UNA OPOSICIÓN DESUNIDA
Ortega se ha esforzado por mantener e incluso recuperar aliados en un contexto en el que la oposición ha fracasado en sus intentos de unidad. La Alianza Cívica surgida tras las protestas de 2018 intentó lanzar la Unidad Nacional Azul y Blanco para ampliar sus bases, lo que derivó a principios de 2020 en un frente común bautizado como Coalición Nacional.
Sin embargo, la Alianza Cívica terminó abandonando la Coalición a finales del año pasado, lo que ha terminado de dar pie a todo tipo de luchas internas que han dejado los eslóganes de unidad en mera retórica. Sin esta unidad, se complica aún más el triunfo frente a Ortega, en parte también por las reformas impulsadas hace dos décadas.

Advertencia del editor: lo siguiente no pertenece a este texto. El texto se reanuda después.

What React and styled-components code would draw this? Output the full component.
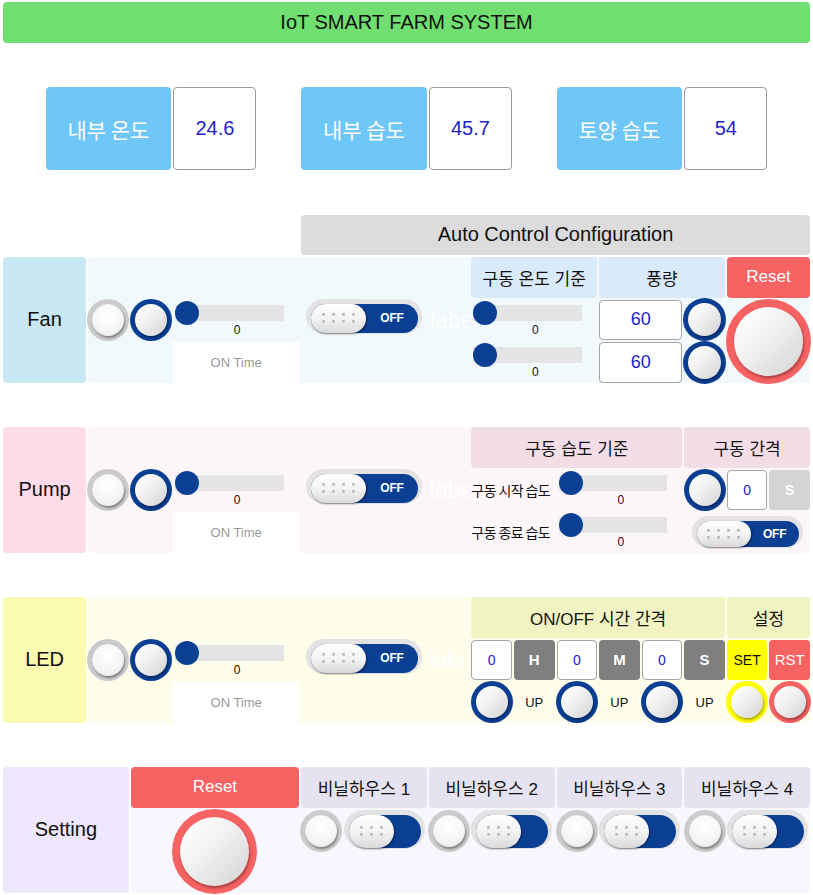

En el año 2000, el oficialismo determinó que cualquier coalición debería estar dirigida por un único partido, lo que en la práctica dota a esta formación de un mayor peso a la hora de elegir candidatos y disponer de recursos públicos y alimenta por tanto las luchas intestinas. Crisis Group señala en su informe que fue precisamente una coalición la que venció a Ortega en 1990.
El Consejo Supremo Electoral, dominado por personas afines al presidente, canceló recientemente la personería jurídica del Partido de Restauración Democrática, que servía de plataforma a la Coalición Nacional, lo que le impedirá participar en los comicios de noviembre.
LO QUE ESTÁ POR VENIR
El PIB nicaraguüense cayó en el año 2000 un 3 por ciento, un retroceso que en parte sería atribuible a la pandemia de COVID-19, pero que se suma a sendas contracciones del 3,9 por ciento en 2019 y del 4 por ciento en 2018, según datos del Fondo Monetario Internacional (FMI).
En noviembre, dos huracanes provocaron destrozos en Nicaragua equivalentes al 6 por ciento del PIB y el régimen de Ortega ha culpado a la oposición de buscar el declive económico del país centroamericano, reclamando por ejemplo sanciones contra el Gobierno.
La mala situación económica es uno de los principales caldos de cultivo del descontento social, aunque no el único, ya que a lo largo del último año la oposición ha lanzado todo tipo de críticas a un Gobierno que llegó a prohibir el uso de mascarillas y a cesar a trabajadores sanitarios que se desmarcaban de la línea oficial, como constató Human Rights Watch en un informe de junio de 2020.
Ortega, sin embargo, sigue siendo para muchos el baluarte de la independencia frente a las supuestas injerencias extranjeras, al igual que ocurriría con otros líderes de izquierda del continente como el venezolano Nicolás Maduro y el cubano Miguel Díaz-Canel, ambos aliados del Gobierno de Nicaragua.
Ya han pasado 14 años desde que Ortega alcanzase la Presidencia y sus 75 años de edad hacen especular sobre una posible sucesión que parece encaminada hacia su esposa y vicepresidenta, Rosario Murillo, que ha terminado por convertirse en la principal voz del Ejecutivo y en una defensora sin fisuras de la gestión de su marido.
El escenario postelectoral podría dar pie a esta hipotética sucesión, pero en general todos coinciden con que Murillo no suscita el mismo apoyo que Ortega, ni mucho menos. Un exdiplomático nicaragüense resume para el International Crisis Group lo que él considera un sentir general: «A Ortega le temen, lo respetan y lo quieren, a Rosario solo la temen».